__What you will do__
Find and copy each line of the records where the string "screenshot" shows up.

.....

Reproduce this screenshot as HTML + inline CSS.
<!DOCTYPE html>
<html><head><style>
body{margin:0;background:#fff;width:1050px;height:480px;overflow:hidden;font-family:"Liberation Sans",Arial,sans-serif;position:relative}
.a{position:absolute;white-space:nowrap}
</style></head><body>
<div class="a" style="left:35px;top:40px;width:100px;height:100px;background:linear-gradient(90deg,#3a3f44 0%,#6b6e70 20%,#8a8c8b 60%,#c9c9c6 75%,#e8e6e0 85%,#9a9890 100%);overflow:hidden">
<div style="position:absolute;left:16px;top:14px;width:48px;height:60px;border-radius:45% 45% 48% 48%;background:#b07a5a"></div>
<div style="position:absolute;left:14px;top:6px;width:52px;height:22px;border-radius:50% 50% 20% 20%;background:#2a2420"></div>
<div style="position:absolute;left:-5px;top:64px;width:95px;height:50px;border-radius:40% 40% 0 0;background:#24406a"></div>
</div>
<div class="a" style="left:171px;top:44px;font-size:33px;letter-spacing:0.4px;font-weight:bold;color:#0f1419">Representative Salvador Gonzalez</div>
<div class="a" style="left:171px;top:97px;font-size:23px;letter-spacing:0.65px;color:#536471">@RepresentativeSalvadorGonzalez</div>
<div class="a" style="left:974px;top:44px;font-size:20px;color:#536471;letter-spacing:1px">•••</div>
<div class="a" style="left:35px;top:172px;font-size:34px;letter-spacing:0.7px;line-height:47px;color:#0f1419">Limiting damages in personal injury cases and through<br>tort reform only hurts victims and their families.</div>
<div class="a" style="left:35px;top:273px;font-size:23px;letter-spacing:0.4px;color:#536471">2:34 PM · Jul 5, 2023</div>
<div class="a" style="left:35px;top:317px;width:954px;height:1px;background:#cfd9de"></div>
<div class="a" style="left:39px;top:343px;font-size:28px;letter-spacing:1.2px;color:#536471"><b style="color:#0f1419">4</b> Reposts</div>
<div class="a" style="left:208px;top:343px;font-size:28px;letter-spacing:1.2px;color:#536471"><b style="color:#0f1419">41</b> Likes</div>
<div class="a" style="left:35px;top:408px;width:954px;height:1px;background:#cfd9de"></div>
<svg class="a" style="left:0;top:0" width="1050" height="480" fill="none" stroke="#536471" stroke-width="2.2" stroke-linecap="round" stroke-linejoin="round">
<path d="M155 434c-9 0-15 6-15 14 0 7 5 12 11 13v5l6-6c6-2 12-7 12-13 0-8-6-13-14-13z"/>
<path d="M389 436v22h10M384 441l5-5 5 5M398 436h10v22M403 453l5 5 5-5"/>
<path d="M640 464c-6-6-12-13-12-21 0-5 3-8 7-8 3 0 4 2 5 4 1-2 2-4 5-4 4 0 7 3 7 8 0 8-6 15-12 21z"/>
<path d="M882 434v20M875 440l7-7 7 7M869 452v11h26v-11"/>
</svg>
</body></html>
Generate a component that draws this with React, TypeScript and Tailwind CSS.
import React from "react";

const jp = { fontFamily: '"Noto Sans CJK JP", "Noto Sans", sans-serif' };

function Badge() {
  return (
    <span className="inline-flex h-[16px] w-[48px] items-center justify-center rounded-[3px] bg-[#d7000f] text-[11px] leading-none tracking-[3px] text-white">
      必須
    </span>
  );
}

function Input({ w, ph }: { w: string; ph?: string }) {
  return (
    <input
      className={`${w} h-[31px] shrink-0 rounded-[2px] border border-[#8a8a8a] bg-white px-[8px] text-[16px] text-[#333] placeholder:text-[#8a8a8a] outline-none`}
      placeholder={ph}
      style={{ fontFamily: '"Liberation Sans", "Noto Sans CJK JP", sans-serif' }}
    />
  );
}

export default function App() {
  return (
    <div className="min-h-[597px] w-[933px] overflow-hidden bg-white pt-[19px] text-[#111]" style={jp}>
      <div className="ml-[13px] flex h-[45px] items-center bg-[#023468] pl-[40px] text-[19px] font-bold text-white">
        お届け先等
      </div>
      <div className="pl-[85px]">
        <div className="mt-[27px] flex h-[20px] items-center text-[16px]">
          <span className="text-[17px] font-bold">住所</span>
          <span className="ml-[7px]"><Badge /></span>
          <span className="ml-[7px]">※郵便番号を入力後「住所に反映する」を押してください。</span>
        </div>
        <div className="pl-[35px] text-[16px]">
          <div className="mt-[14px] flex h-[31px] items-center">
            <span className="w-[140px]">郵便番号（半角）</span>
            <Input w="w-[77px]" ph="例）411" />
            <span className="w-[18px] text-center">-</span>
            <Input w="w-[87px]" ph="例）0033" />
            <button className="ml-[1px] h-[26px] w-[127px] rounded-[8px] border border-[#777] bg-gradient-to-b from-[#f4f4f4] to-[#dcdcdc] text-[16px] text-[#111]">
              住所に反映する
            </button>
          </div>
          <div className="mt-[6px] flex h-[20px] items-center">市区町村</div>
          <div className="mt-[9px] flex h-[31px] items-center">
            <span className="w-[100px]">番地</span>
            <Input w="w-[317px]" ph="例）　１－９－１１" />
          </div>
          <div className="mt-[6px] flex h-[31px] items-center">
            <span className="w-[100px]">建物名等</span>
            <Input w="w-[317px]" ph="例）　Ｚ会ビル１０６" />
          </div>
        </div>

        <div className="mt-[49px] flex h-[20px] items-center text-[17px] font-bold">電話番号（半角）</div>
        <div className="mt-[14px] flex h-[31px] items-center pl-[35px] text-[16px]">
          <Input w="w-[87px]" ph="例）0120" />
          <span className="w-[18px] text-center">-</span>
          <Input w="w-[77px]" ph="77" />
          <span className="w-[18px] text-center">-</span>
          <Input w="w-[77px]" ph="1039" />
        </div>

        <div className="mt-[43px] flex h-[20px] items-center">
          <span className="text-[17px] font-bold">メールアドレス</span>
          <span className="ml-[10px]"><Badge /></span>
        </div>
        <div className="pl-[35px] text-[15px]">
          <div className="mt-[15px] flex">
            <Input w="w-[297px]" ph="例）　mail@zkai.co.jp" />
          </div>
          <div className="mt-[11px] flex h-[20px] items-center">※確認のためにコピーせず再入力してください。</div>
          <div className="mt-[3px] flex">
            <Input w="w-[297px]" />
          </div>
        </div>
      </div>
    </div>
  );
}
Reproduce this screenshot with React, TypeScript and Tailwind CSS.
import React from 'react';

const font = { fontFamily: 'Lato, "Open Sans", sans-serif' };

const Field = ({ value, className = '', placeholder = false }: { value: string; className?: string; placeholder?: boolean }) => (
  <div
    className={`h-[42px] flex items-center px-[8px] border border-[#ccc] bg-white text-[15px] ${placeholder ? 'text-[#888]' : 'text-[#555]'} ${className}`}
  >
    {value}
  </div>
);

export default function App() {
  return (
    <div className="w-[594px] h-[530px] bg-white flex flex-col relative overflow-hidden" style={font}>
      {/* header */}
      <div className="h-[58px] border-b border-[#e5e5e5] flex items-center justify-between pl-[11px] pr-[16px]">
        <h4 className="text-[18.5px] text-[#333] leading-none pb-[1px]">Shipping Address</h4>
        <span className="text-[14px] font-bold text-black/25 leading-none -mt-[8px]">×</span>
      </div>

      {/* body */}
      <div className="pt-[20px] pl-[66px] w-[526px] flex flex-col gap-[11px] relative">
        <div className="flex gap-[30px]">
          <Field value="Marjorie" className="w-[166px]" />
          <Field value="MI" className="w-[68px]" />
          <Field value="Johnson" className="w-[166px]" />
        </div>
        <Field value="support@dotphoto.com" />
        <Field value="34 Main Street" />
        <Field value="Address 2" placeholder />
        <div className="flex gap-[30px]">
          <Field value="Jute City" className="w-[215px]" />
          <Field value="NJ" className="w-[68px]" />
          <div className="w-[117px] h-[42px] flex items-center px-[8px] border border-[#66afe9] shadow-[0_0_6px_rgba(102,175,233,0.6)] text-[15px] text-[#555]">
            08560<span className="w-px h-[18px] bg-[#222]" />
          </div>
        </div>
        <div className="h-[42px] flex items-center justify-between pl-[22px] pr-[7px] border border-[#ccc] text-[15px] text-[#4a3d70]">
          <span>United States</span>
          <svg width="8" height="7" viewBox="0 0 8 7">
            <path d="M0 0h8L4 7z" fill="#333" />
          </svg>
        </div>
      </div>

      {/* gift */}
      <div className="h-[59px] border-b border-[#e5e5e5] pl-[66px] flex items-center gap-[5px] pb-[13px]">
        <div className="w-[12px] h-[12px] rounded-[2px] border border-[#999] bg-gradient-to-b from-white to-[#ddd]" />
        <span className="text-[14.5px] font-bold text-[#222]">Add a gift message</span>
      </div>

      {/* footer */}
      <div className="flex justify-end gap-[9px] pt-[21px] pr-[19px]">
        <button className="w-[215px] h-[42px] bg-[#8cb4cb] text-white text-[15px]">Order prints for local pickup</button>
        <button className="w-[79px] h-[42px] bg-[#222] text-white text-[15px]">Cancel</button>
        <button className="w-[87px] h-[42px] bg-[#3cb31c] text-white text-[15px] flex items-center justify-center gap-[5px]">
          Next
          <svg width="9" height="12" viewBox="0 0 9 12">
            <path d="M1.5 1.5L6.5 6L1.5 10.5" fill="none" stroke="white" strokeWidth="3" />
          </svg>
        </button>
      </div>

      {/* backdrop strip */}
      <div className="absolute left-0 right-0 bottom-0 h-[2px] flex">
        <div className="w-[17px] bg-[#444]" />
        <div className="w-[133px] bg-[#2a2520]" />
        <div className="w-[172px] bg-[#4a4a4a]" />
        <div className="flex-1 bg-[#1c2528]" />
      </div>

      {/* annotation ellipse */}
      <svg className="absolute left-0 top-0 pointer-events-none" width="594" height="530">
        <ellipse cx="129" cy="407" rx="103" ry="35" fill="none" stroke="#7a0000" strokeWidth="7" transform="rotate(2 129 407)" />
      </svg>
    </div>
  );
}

.....

__Task result__
Reproduce this screenshot as HTML + inline CSS.
Reproduce this screenshot with React, TypeScript and Tailwind CSS.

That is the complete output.